[Python-Dev] PEP 461 - Adding % and {} formatting to bytes

Ethan Furman ethan at stoneleaf.us
Thu Jan 16 19:55:47 CET 2014

On 01/16/2014 10:30 AM, Eric V. Smith wrote:
> On 01/16/2014 11:23 AM, Ethan Furman wrote:
>> On 01/16/2014 06:45 AM, Brett Cannon wrote:
>>> But that's **only** because the numeric types choose
>>> to as part of their __format__() implementation; it is
>>> not inherent to str.format().
>> As I understand it, str.format will call the object's __format__.  So,
>> for example, if I say:
>>    u'the value is: %d' % myNum(17)
>> then it will be myNum.__format__ that gets called, not int.__format__;
>> this is precisely what we don't want, since can't know that myNum is
>> only going to return ASCII characters.
> "Magic" methods, including __format__, are called on the type, not the
> instance.

Yes, that's why I said `myNum(17)` and not `myNum`.
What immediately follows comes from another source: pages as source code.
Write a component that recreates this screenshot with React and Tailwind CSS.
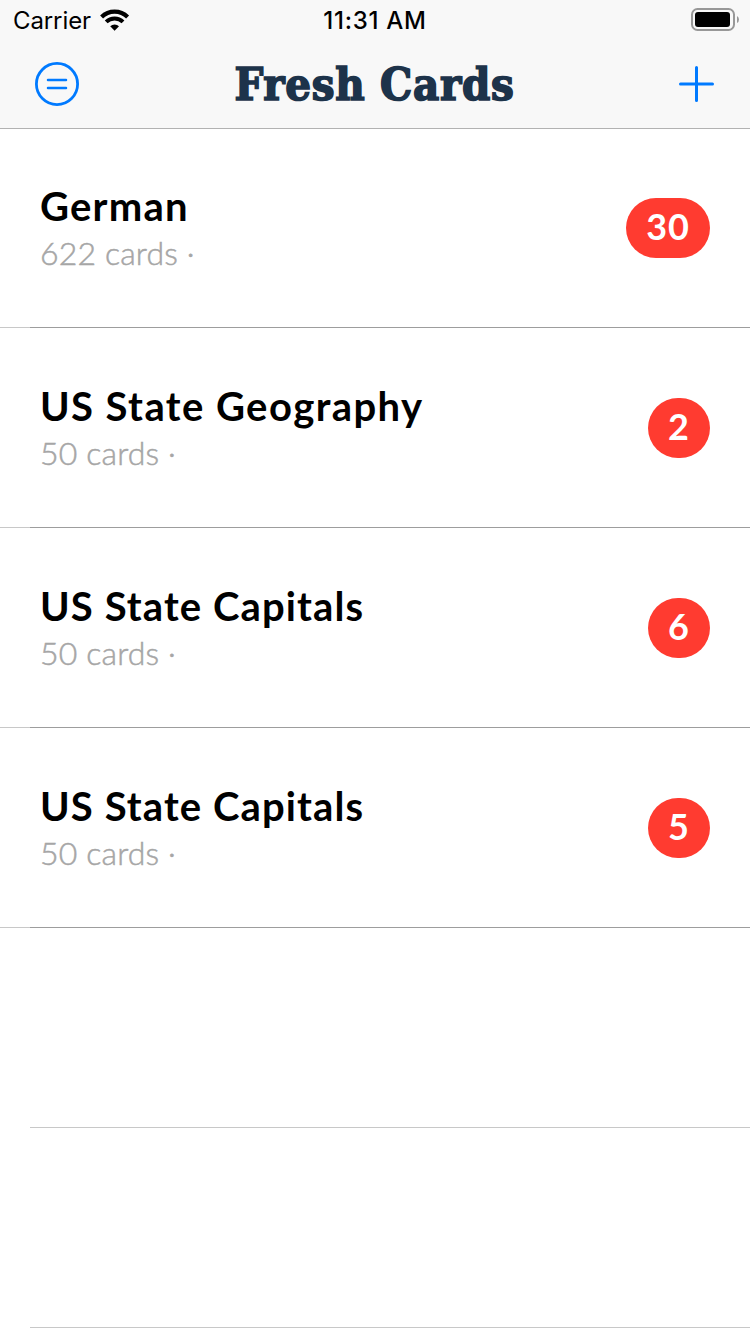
const decks = [
  { id: 1, name: "German", cards: "622 cards ·", due: "30", nameSpacing: "tracking-[1.2px]" },
  { id: 2, name: "US State Geography", cards: "50 cards ·", due: "2", nameSpacing: "tracking-[1.42px]" },
  { id: 3, name: "US State Capitals", cards: "50 cards ·", due: "6", nameSpacing: "tracking-[1.1px]" },
  { id: 4, name: "US State Capitals", cards: "50 cards ·", due: "5", nameSpacing: "tracking-[1.1px]" },
];

function WifiIcon() {
  return (
    <svg width="30" height="22" viewBox="0 0 30 22" fill="none">
      <path d="M1.6 7.9 A18.5 18.5 0 0 1 27.6 7.9" stroke="#000" strokeWidth="4.2" />
      <path d="M6.2 12.9 A12 12 0 0 1 23 12.9" stroke="#000" strokeWidth="4" />
      <path d="M10.2 17.2 A6.4 6.4 0 0 1 19 17.2 L14.6 21.7 Z" fill="#000" />
    </svg>
  );
}

function BatteryIcon() {
  return (
    <svg width="48" height="24" viewBox="0 0 48 24" fill="none">
      <rect x="1" y="1" width="42" height="21" rx="5.5" stroke="#989898" strokeWidth="2" />
      <rect x="4" y="4" width="35" height="15" rx="3" fill="#000" />
      <path d="M46 8 Q48 9 48 11.5 Q48 14 46 15 Z" fill="#989898" />
    </svg>
  );
}

function StatusBar() {
  return (
    <div className="grid h-10 grid-cols-3 text-black">
      <div className="flex items-start pl-[13px]">
        <span className="mt-[5px] w-[87px] text-[24px] leading-8 tracking-[-0.1px]">Carrier</span>
        <span className="mt-[9px] block"><WifiIcon /></span>
      </div>
      <div className="mt-[5px] text-center text-[24px] font-medium leading-8 tracking-[0.75px]">11:31 AM</div>
      <div className="flex justify-end pr-[11px] pt-2"><BatteryIcon /></div>
    </div>
  );
}

function NavBar() {
  return (
    <div className="grid h-[88px] grid-cols-[1fr_auto_1fr] items-center pl-[35px] pr-9">
      <button aria-label="Menu" className="block justify-self-start">
        <svg width="44" height="44" viewBox="0 0 44 44" fill="none" stroke="#007aff" strokeLinecap="round">
          <circle cx="22" cy="22" r="20.6" strokeWidth="2.8" />
          <path d="M13 18h18M13 26h18" strokeWidth="2.5" />
        </svg>
      </button>
      <h1 className="whitespace-nowrap pt-0.5 font-['DejaVu_Serif_Condensed','DejaVu_Serif',serif] text-[45px] font-bold leading-[60px] tracking-[0.7px] text-[#1d334a] [-webkit-text-stroke:1.6px_#1d334a]">
        Fresh Cards
      </h1>
      <button aria-label="Add" className="block justify-self-end">
        <svg width="35" height="36" viewBox="0 0 35 36" fill="none" stroke="#007aff" strokeWidth="3" strokeLinecap="round">
          <path d="M17.5 1.5v33M1.5 18h32" />
        </svg>
      </button>
    </div>
  );
}

function DeckRow({ deck }) {
  return (
    <li className="flex h-[200px] flex-col">
      <div className="flex flex-1 items-center justify-between px-10">
        <div>
          <div className={`text-[40px] font-bold leading-[50px] text-black ${deck.nameSpacing}`}>{deck.name}</div>
          <div className="text-[32px] font-light leading-[44px] tracking-[0.15px] text-[#a6a6a6] [-webkit-text-stroke:0.5px_#a6a6a6]">{deck.cards}</div>
        </div>
        <div className="flex h-[60px] min-w-[62px] items-center justify-center rounded-[30px] bg-[#ff3b30] px-5 pb-1 text-[36px] font-bold leading-[56px] tracking-[1px] text-white">
          {deck.due}
        </div>
      </div>
      <div className="flex h-px">
        <div className="w-[30px] bg-[#c8c8c8]" />
        <div className="flex-1 bg-[#9d9d9d]" />
      </div>
    </li>
  );
}

export default function App() {
  return (
    <div className="h-[1334px] w-[750px] overflow-hidden bg-white">
      <header className="h-[129px] border-b border-[#b2b2b2] bg-[#f8f8f8] font-[Inter,sans-serif]">
        <StatusBar />
        <NavBar />
      </header>
      <ul className="-mt-px font-[Lato,sans-serif]">
        {decks.map((deck) => <DeckRow key={deck.id} deck={deck} />)}
        <li className="ml-[30px] h-[200px] border-b border-[#c8c8c8]" />
        <li className="ml-[30px] h-[200px] border-b border-[#c8c8c8]" />
      </ul>
    </div>
  );
}
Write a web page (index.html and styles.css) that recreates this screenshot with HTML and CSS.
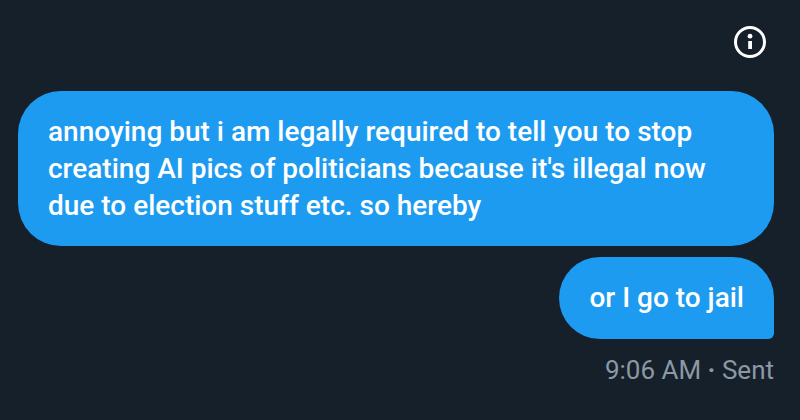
FILE: index.html
```html
<!DOCTYPE html>
<html lang="en">
<head>
  <meta charset="UTF-8" />
  <meta name="viewport" content="width=device-width, initial-scale=1" />
  <title>Messages</title>
  <link rel="stylesheet" href="styles.css">
</head>
<body>
  <header class="topbar">
    <button class="info-btn" type="button" aria-label="Conversation info">
      <svg viewBox="0 0 34 34" width="34" height="34" aria-hidden="true">
        <circle cx="17" cy="17" r="14.5" fill="none" stroke="currentColor" stroke-width="3" />
        <circle cx="17" cy="11.2" r="2.4" fill="currentColor" />
        <rect x="15.2" y="16" width="3.8" height="8" fill="currentColor" />
      </svg>
    </button>
  </header>

  <main class="messages">
    <div class="bubble">annoying but i am legally required to tell you to stop creating AI pics of politicians because it's illegal now due to election stuff etc. so hereby</div>
    <div class="bubble bubble-last">or I go to jail</div>
    <div class="meta">9:06 AM <span class="dot">·</span> Sent</div>
  </main>
</body>
</html>
```
FILE: styles.css
```css
body {
  margin: 0;
  background-color: #16202a;
  font-family: Roboto, "Liberation Sans", sans-serif;
  font-size: 28px;
  font-weight: 500;
  line-height: 37px;
}
.topbar {
  display: flex;
  justify-content: flex-end;
  padding: 25px 33px 32px;
}
.info-btn {
  display: flex;
  padding: 0;
  border: 0;
  background: none;
  color: #fff;
  cursor: pointer;
}
.messages {
  display: flex;
  flex-direction: column;
  align-items: flex-end;
  padding: 0 26px 0 18px;
}
.bubble {
  padding: 22px 30px;
  border-radius: 43px;
  background-color: #1d9bf0;
  color: #fff;
}
.bubble-last {
  margin-top: 11px;
  padding-bottom: 23px;
  border-bottom-right-radius: 6px;
}
.meta {
  margin-top: 13px;
  color: #8b98a5;
  font-size: 26px;
  font-weight: 400;
}
.dot {
  font-weight: 700;
}
```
>> This is why I would have bytes.__format__, as part of its parsing, call
>> int, index, or float depending on the format code; so the above example
>> would have bytes.__format__ calling int() on myNum(17), at which point
>> we either have an int type or an exception was raised because myNum
>> isn't really an integer.  Once we have an int, whose format we know and
>> trust, then we can call its __format__ and proceed from there.
>> On the flip side, if myNum does define it's own __format__, it will not
>> be called by bytes.format, and perhaps that is another good reason for
>> bytes to only support %-interpolation and not format?
> For the first iteration of bytes.format(), I think we should just
> support the exact types of int, float, and bytes. It will call the
> type's__format__ (with the object as "self") and encode the result to
> ASCII. For the stated use case of 2.x compatibility, I suspect this will
> cover > 90% of the uses in real code. If we find there are cases where
> real code needs additional types supported, we can consider adding
> __format_ascii__ (or whatever name we cook up).

That can certainly be our fallback position if we can't decide now how we want to handle int and float subclasses.